• MATERIAL SHOWN
--------------------

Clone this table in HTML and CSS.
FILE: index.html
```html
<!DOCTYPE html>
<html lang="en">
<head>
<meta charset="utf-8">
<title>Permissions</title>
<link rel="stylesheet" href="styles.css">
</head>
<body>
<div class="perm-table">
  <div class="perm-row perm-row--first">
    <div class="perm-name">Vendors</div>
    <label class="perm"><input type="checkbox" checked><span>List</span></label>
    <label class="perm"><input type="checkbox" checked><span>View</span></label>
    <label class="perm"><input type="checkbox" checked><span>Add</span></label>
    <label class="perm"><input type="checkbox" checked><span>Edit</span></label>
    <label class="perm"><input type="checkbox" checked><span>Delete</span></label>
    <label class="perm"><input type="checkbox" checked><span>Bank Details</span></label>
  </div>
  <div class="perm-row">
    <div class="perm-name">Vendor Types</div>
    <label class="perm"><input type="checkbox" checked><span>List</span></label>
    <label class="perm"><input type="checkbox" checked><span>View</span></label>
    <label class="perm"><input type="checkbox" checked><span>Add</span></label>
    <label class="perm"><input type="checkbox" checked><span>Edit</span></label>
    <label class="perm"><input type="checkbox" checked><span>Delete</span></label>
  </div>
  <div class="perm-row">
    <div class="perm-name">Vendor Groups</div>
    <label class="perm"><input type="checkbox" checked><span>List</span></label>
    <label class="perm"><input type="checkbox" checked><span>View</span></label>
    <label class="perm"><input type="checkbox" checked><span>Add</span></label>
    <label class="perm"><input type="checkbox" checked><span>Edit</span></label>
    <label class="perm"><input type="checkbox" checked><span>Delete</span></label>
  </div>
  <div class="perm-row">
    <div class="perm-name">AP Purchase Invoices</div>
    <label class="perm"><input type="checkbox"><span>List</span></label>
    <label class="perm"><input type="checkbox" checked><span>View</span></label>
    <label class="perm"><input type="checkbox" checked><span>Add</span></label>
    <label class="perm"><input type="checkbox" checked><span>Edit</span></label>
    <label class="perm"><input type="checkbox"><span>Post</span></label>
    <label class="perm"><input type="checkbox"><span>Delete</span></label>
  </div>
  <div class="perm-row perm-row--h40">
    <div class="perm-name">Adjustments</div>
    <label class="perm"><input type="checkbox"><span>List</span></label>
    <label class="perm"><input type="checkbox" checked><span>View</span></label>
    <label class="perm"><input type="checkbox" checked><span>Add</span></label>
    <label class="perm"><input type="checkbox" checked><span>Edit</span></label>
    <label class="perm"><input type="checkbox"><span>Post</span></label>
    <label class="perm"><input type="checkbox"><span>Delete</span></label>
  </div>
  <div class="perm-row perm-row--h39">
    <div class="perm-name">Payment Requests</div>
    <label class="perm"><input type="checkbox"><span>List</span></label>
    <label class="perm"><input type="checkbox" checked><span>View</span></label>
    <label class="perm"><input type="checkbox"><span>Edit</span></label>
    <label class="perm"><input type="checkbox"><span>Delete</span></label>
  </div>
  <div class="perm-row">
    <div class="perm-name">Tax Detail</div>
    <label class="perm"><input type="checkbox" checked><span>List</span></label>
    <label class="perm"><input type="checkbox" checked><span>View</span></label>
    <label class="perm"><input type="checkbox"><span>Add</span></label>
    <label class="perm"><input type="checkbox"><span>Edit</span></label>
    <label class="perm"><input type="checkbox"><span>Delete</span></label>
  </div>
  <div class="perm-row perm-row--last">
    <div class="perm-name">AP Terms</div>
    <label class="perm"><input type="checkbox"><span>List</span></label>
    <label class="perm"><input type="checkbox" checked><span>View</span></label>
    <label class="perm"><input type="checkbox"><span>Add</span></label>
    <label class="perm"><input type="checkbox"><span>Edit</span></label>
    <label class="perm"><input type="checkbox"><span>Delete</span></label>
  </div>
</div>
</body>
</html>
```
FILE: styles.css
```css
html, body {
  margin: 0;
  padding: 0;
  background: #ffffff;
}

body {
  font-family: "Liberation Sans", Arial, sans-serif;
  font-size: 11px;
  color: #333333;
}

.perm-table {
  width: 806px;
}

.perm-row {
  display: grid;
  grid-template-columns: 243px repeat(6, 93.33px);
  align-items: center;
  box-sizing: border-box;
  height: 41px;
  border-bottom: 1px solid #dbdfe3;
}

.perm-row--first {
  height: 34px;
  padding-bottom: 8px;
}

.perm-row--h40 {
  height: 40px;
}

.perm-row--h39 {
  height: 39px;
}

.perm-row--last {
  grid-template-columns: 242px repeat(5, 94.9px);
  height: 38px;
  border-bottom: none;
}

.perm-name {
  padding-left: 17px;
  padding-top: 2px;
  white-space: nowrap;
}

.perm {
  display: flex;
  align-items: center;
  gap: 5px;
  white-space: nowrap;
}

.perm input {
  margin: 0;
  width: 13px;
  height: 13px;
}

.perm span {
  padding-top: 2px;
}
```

--------------------

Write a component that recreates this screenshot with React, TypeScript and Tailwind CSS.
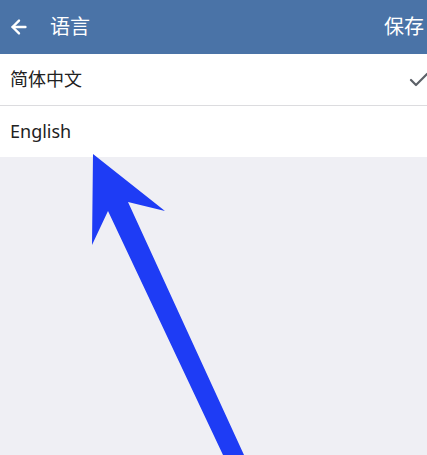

--------------------

• WHAT IS REQUIRED
Search the data above for the word "this", then gather each line in which it appears.

• ANSWER
Clone this table in HTML and CSS.
Write a component that recreates this screenshot with React, TypeScript and Tailwind CSS.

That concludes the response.